_Exercise description_: Return each line of the listing below, unchanged, and omit the images.

━━━━━━━━━━

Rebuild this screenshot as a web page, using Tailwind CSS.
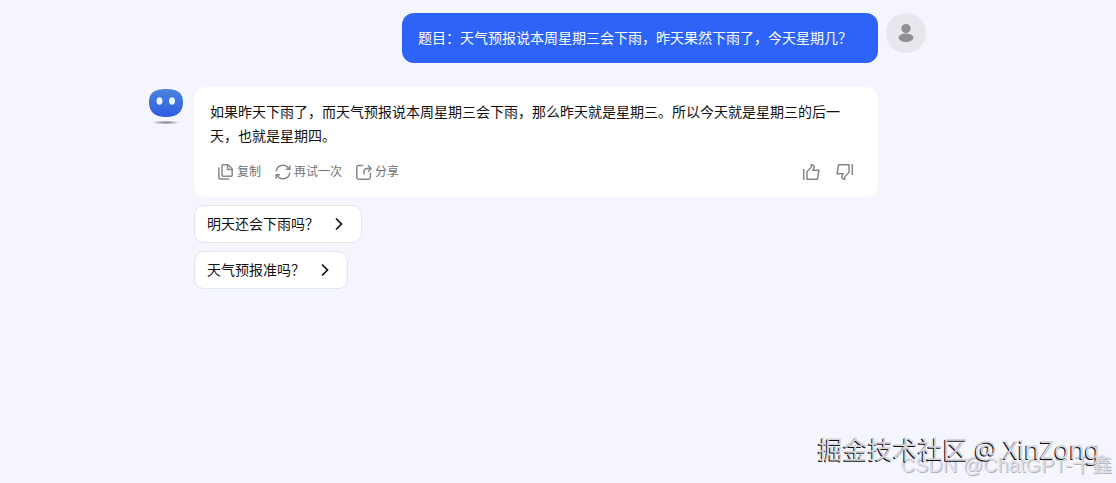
<!DOCTYPE html>
<html lang="zh-CN">
<head>
    <meta charset="UTF-8">
    <meta name="viewport" content="width=device-width, initial-scale=1.0">
    <title>对话</title>
    <script src="https://cdn.jsdelivr.net/npm/@tailwindcss/browser@4"></script>
</head>
<body class="relative min-h-screen overflow-x-hidden bg-[#f4f5fd] font-['Liberation_Sans','Noto_Sans_CJK_SC',sans-serif] text-sm text-[#111111]">
    <main class="pr-11 pt-[13px]">
        <div class="mx-auto flex max-w-[780px] flex-col gap-6">
            <!-- Question -->
            <div class="flex items-start justify-end gap-2">
                <p class="rounded-xl bg-[#2d64f7] py-[13px] pl-4 pr-[26px] leading-6 text-white">题目：天气预报说本周星期三会下雨，昨天果然下雨了，今天星期几？</p>
                <div class="flex size-10 shrink-0 items-center justify-center rounded-full bg-[#e7e8ed]">
                    <svg class="size-5" viewBox="0 0 20 20" fill="#8d8f94">
                        <circle cx="10" cy="5.6" r="4.6"/>
                        <ellipse cx="10" cy="14.8" rx="7.4" ry="4.2"/>
                    </svg>
                </div>
            </div>

            <!-- Answer -->
            <div class="flex items-start gap-2 pr-12">
                <svg class="h-10 w-10 shrink-0" viewBox="0 0 40 40">
                    <defs>
                        <linearGradient id="bot-face" x1="0" y1="0" x2="0" y2="1">
                            <stop offset="0" stop-color="#4b84dc"/>
                            <stop offset="1" stop-color="#2d5be3"/>
                        </linearGradient>
                        <radialGradient id="bot-shadow">
                            <stop offset="0" stop-color="#85868c"/>
                            <stop offset="0.5" stop-color="#b3b4bb"/>
                            <stop offset="1" stop-color="#d5d6de" stop-opacity="0"/>
                        </radialGradient>
                    </defs>
                    <path d="M20 2c12 0 17 4 17 13s-5 15-17 15S3 24 3 15 8 2 20 2z" fill="url(#bot-face)"/>
                    <ellipse cx="13.5" cy="14" rx="3" ry="3.8" fill="#e8f1ff"/>
                    <ellipse cx="26" cy="14" rx="3" ry="3.8" fill="#e8f1ff"/>
                    <ellipse cx="20" cy="35.5" rx="15" ry="2" fill="url(#bot-shadow)"/>
                </svg>
                <div class="min-w-0 flex-1">
                    <div class="rounded-xl bg-white py-[13px]">
                        <p class="pl-4 pr-[26px] leading-6">如果昨天下雨了，而天气预报说本周星期三会下雨，那么昨天就是星期三。所以今天就是星期三的后一天，也就是星期四。</p>
                        <div class="mt-3 flex items-center justify-between px-6 text-xs text-[#6f7275]">
                            <div class="flex items-center gap-[14px]">
                                <button class="flex h-6 items-center gap-[3px]">
                                    <svg class="size-4" viewBox="0 0 16 16" fill="none" stroke="#85888c" stroke-width="1.5" stroke-linejoin="round">
                                        <path d="M5 .8h5l4.200 4.200v6.200q0 1-1 1H5q-1 0-1-1V1.800q0-1 1-1z"/>
                                        <path d="M9.600.8v4.600h4.600"/>
                                        <path d="M.9 3.500v10.600q0 1 1 1h9.300"/>
                                    </svg>
                                    复制
                                </button>
                                <button class="flex h-6 items-center gap-[3px]">
                                    <svg class="size-4" viewBox="0 0 16 16" fill="none" stroke="#85888c" stroke-width="1.5">
                                        <path d="M1.200 7.500A6.700 6.700 0 0 1 13.800 4.800M14.800 1.500v3.800H11"/>
                                        <path d="M14.800 8.500A6.700 6.700 0 0 1 2.200 11.200M1.200 14.500v-3.800H5"/>
                                    </svg>
                                    再试一次
                                </button>
                                <button class="flex h-6 items-center gap-[3px]">
                                    <svg class="size-4" viewBox="0 0 16 16" fill="none" stroke="#85888c" stroke-width="1.5">
                                        <path d="M7.200 1.500H2.500Q.8 1.500.8 3.200v10.300q0 1.700 1.700 1.700h10.200q1.700 0 1.700-1.700V8.500"/>
                                        <path d="M8 10.500V8.200q0-3.700 3.700-3.700h3M12 1.200l3 3.300-3 3.200"/>
                                    </svg>
                                    分享
                                </button>
                            </div>
                            <div class="flex items-center gap-4">
                                <button class="flex h-6 items-center" aria-label="赞">
                                    <svg class="size-[18px]" viewBox="0 0 18 18" fill="none" stroke="#85888c" stroke-width="1.5">
                                        <path d="M1.700 6v11"/>
                                        <path d="M5 16.200V8.500L9.200 4.500V1.700h1.400l1.700 2L11 7.200h5.900l-1.500 9z"/>
                                    </svg>
                                </button>
                                <button class="flex h-6 items-center" aria-label="踩">
                                    <svg class="size-[18px]" viewBox="0 0 18 18" fill="none" stroke="#85888c" stroke-width="1.5">
                                        <path d="M16.300 1v11"/>
                                        <path d="M13 1.800v7.700L8.800 13.500v2.800H7.400l-1.700-2L7 10.800H1.100l1.500-9z"/>
                                    </svg>
                                </button>
                            </div>
                        </div>
                    </div>

                    <!-- Follow-up questions -->
                    <div class="mt-2 flex flex-col items-start gap-2">
                        <button class="flex h-[38px] items-center gap-3 rounded-[10px] border border-[#e3e5ec] bg-white pl-3 pr-[14px]">
                            明天还会下雨吗？
                            <svg class="size-4" viewBox="0 0 16 16" fill="none" stroke="#111111" stroke-width="1.7">
                                <path d="M5 2.500 10.500 8 5 13.500"/>
                            </svg>
                        </button>
                        <button class="flex h-[38px] items-center gap-3 rounded-[10px] border border-[#e3e5ec] bg-white pl-3 pr-[14px]">
                            天气预报准吗？
                            <svg class="size-4" viewBox="0 0 16 16" fill="none" stroke="#111111" stroke-width="1.7">
                                <path d="M5 2.500 10.500 8 5 13.500"/>
                            </svg>
                        </button>
                    </div>
                </div>
            </div>
        </div>
    </main>

    <!-- Watermarks -->
    <p class="absolute bottom-1 right-1 whitespace-nowrap text-xl leading-7 text-[#dfe0e6] [text-shadow:1px_1px_0_#b4b5bb]">CSDN @ChatGPT-千鑫</p>
    <p class="absolute bottom-4 right-4 whitespace-nowrap font-['Noto_Sans','Noto_Sans_CJK_SC',sans-serif] text-[25px] leading-9 text-[#d4d5da] [text-shadow:-1px_1px_0_#111111]">掘金技术社区 @ XinZong</p>
</body>
</html>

━━━━━━━━━━

_Result_:
Rebuild this screenshot as a web page, using Tailwind CSS.
<!DOCTYPE html>
<html lang="zh-CN">
<head>
    <meta charset="UTF-8">
    <meta name="viewport" content="width=device-width, initial-scale=1.0">
    <title>对话</title>
    <script src="https://cdn.jsdelivr.net/npm/@tailwindcss/browser@4"></script>
</head>
<body class="relative min-h-screen overflow-x-hidden bg-[#f4f5fd] font-['Liberation_Sans','Noto_Sans_CJK_SC',sans-serif] text-sm text-[#111111]">
    <main class="pr-11 pt-[13px]">
        <div class="mx-auto flex max-w-[780px] flex-col gap-6">
            <!-- Question -->
            <div class="flex items-start justify-end gap-2">
                <p class="rounded-xl bg-[#2d64f7] py-[13px] pl-4 pr-[26px] leading-6 text-white">题目：天气预报说本周星期三会下雨，昨天果然下雨了，今天星期几？</p>
                <div class="flex size-10 shrink-0 items-center justify-center rounded-full bg-[#e7e8ed]">
                    <svg class="size-5" viewBox="0 0 20 20" fill="#8d8f94">
                        <circle cx="10" cy="5.6" r="4.6"/>
                        <ellipse cx="10" cy="14.8" rx="7.4" ry="4.2"/>
                    </svg>
                </div>
            </div>

            <!-- Answer -->
            <div class="flex items-start gap-2 pr-12">
                <svg class="h-10 w-10 shrink-0" viewBox="0 0 40 40">
                    <defs>
                        <linearGradient id="bot-face" x1="0" y1="0" x2="0" y2="1">
                            <stop offset="0" stop-color="#4b84dc"/>
                            <stop offset="1" stop-color="#2d5be3"/>
                        </linearGradient>
                        <radialGradient id="bot-shadow">
                            <stop offset="0" stop-color="#85868c"/>
                            <stop offset="0.5" stop-color="#b3b4bb"/>
                            <stop offset="1" stop-color="#d5d6de" stop-opacity="0"/>
                        </radialGradient>
                    </defs>
                    <path d="M20 2c12 0 17 4 17 13s-5 15-17 15S3 24 3 15 8 2 20 2z" fill="url(#bot-face)"/>
                    <ellipse cx="13.5" cy="14" rx="3" ry="3.8" fill="#e8f1ff"/>
                    <ellipse cx="26" cy="14" rx="3" ry="3.8" fill="#e8f1ff"/>
                    <ellipse cx="20" cy="35.5" rx="15" ry="2" fill="url(#bot-shadow)"/>
                </svg>
                <div class="min-w-0 flex-1">
                    <div class="rounded-xl bg-white py-[13px]">
                        <p class="pl-4 pr-[26px] leading-6">如果昨天下雨了，而天气预报说本周星期三会下雨，那么昨天就是星期三。所以今天就是星期三的后一天，也就是星期四。</p>
                        <div class="mt-3 flex items-center justify-between px-6 text-xs text-[#6f7275]">
                            <div class="flex items-center gap-[14px]">
                                <button class="flex h-6 items-center gap-[3px]">
                                    <svg class="size-4" viewBox="0 0 16 16" fill="none" stroke="#85888c" stroke-width="1.5" stroke-linejoin="round">
                                        <path d="M5 .8h5l4.200 4.200v6.200q0 1-1 1H5q-1 0-1-1V1.800q0-1 1-1z"/>
                                        <path d="M9.600.8v4.600h4.600"/>
                                        <path d="M.9 3.500v10.600q0 1 1 1h9.300"/>
                                    </svg>
                                    复制
                                </button>
                                <button class="flex h-6 items-center gap-[3px]">
                                    <svg class="size-4" viewBox="0 0 16 16" fill="none" stroke="#85888c" stroke-width="1.5">
                                        <path d="M1.200 7.500A6.700 6.700 0 0 1 13.800 4.800M14.800 1.500v3.800H11"/>
                                        <path d="M14.800 8.500A6.700 6.700 0 0 1 2.200 11.200M1.200 14.500v-3.800H5"/>
                                    </svg>
                                    再试一次
                                </button>
                                <button class="flex h-6 items-center gap-[3px]">
                                    <svg class="size-4" viewBox="0 0 16 16" fill="none" stroke="#85888c" stroke-width="1.5">
                                        <path d="M7.200 1.500H2.500Q.8 1.500.8 3.200v10.300q0 1.700 1.700 1.700h10.200q1.700 0 1.700-1.700V8.500"/>
                                        <path d="M8 10.500V8.200q0-3.700 3.700-3.700h3M12 1.200l3 3.300-3 3.200"/>
                                    </svg>
                                    分享
                                </button>
                            </div>
                            <div class="flex items-center gap-4">
                                <button class="flex h-6 items-center" aria-label="赞">
                                    <svg class="size-[18px]" viewBox="0 0 18 18" fill="none" stroke="#85888c" stroke-width="1.5">
                                        <path d="M1.700 6v11"/>
                                        <path d="M5 16.200V8.500L9.200 4.500V1.700h1.400l1.700 2L11 7.200h5.900l-1.500 9z"/>
                                    </svg>
                                </button>
                                <button class="flex h-6 items-center" aria-label="踩">
                                    <svg class="size-[18px]" viewBox="0 0 18 18" fill="none" stroke="#85888c" stroke-width="1.5">
                                        <path d="M16.300 1v11"/>
                                        <path d="M13 1.800v7.700L8.800 13.500v2.800H7.400l-1.700-2L7 10.800H1.100l1.500-9z"/>
                                    </svg>
                                </button>
                            </div>
                        </div>
                    </div>

                    <!-- Follow-up questions -->
                    <div class="mt-2 flex flex-col items-start gap-2">
                        <button class="flex h-[38px] items-center gap-3 rounded-[10px] border border-[#e3e5ec] bg-white pl-3 pr-[14px]">
                            明天还会下雨吗？
                            <svg class="size-4" viewBox="0 0 16 16" fill="none" stroke="#111111" stroke-width="1.7">
                                <path d="M5 2.500 10.500 8 5 13.500"/>
                            </svg>
                        </button>
                        <button class="flex h-[38px] items-center gap-3 rounded-[10px] border border-[#e3e5ec] bg-white pl-3 pr-[14px]">
                            天气预报准吗？
                            <svg class="size-4" viewBox="0 0 16 16" fill="none" stroke="#111111" stroke-width="1.7">
                                <path d="M5 2.500 10.500 8 5 13.500"/>
                            </svg>
                        </button>
                    </div>
                </div>
            </div>
        </div>
    </main>

    <!-- Watermarks -->
    <p class="absolute bottom-1 right-1 whitespace-nowrap text-xl leading-7 text-[#dfe0e6] [text-shadow:1px_1px_0_#b4b5bb]">CSDN @ChatGPT-千鑫</p>
    <p class="absolute bottom-4 right-4 whitespace-nowrap font-['Noto_Sans','Noto_Sans_CJK_SC',sans-serif] text-[25px] leading-9 text-[#d4d5da] [text-shadow:-1px_1px_0_#111111]">掘金技术社区 @ XinZong</p>
</body>
</html>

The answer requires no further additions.